In jalapic/apportR: Apportionment Tools and Data
knitr::opts_chunk$set(collapse = TRUE, comment = "#>")
So why did I start to write this package that works out how to best apportion seats by state to the US House of Representatives? It seems illogical as I am not an American, I am not a political scientist and if I'm honest, I don't fully understand the American political system or really have much interest in it.
\
Instead, this is a classic case of having one simple question that I wanted to answer and then being led down a path of ever expanding further questions. It started with me playing around with Bob Rudis' excellent new waffle package - which is on CRAN but can also be found here.
\
I'll walk you through the steps...
\
Here's what happened...
First install the waffle package:
devtools::install_github("timelyportfolio/rcdimple") # only for htmlwidget functionality
devtools::install_github("hrbrmstr/waffle")
\
I was interested in plotting data like such as the following example. Here there are seven groups A to G with each one possessing an integer value that are stored in a vector x. The sum of x is 255. Using the waffle function, I am plotting this data with each square representing '5' of the total sum. I'm also using 5 rows to plot the data.
\
library(waffle)
set.seed(10)
x <- round(runif(7, 1, 100),0)
names(x) <- LETTERS[1:7]
x
sum(x)
waffle(x/5, rows=5)
It looks pretty. What you might notice is that we have 48 squares meaning that 240 of our total sum are represented (i.e. $48*5$). Or, 15, which would equal 2 squares are not. Breaking it down by group, you can see that there are 10 sqaures for A meaning that '1' of A's total of 51 is not represented, 6 squares of B leaving out '1' of B's total of 31, 8 squares of C meaning that 3 of C's total of 43 are lost, etc. etc. As D is the only group whose value is divisible by 5, it is the only one whose squares exactly represent its value. The way waffle works is to take the floor or rounded-down value of each groups number (as far as I can tell - I'm happy to be corrected!).
\
My next interest was in creating charts that represent percentage plots. i.e. to convert each vector into percentages and then to plot those. Like this:
x1 <- (100*x)/sum(x)
x1
waffle(x1, rows=5)
\
The first thing to note is that there obviously aren't 100 squares - there are 97. If we go group by group, A is perfectly represented by 20 blocks as it's percentage is exactly 20%. For each of the others, you'll notice that the number of squares for each group is the integer part of each percentage (or the floor / rounded down value in other terms).

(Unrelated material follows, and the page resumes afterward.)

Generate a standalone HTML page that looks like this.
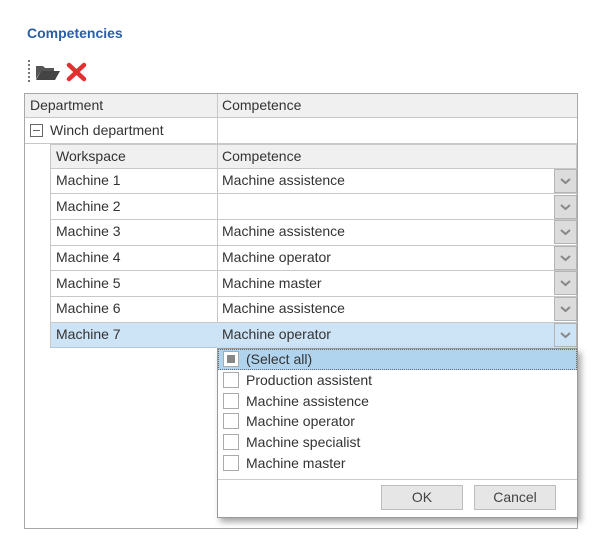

Summing the fractional parts shows that indeed the missing 3 squares are the fractional parts of each percentage:
#return fractional parts
x1%%1
sum(x1%%1)
\
Obviously, this method of visualizing these data is perfectly appropriate. It may well be (and often will be) just wrong to have extra squares representing a whole percentage point. However, we could easily concede in our example that group G and group C with fractions of .98 and .86 should get an extra square, whereas group F and group B with fractions of .01 and .16 should not. It would be difficult to decide whether E with a fractional of .53 or D with a fractional of .45 should get the last extra square.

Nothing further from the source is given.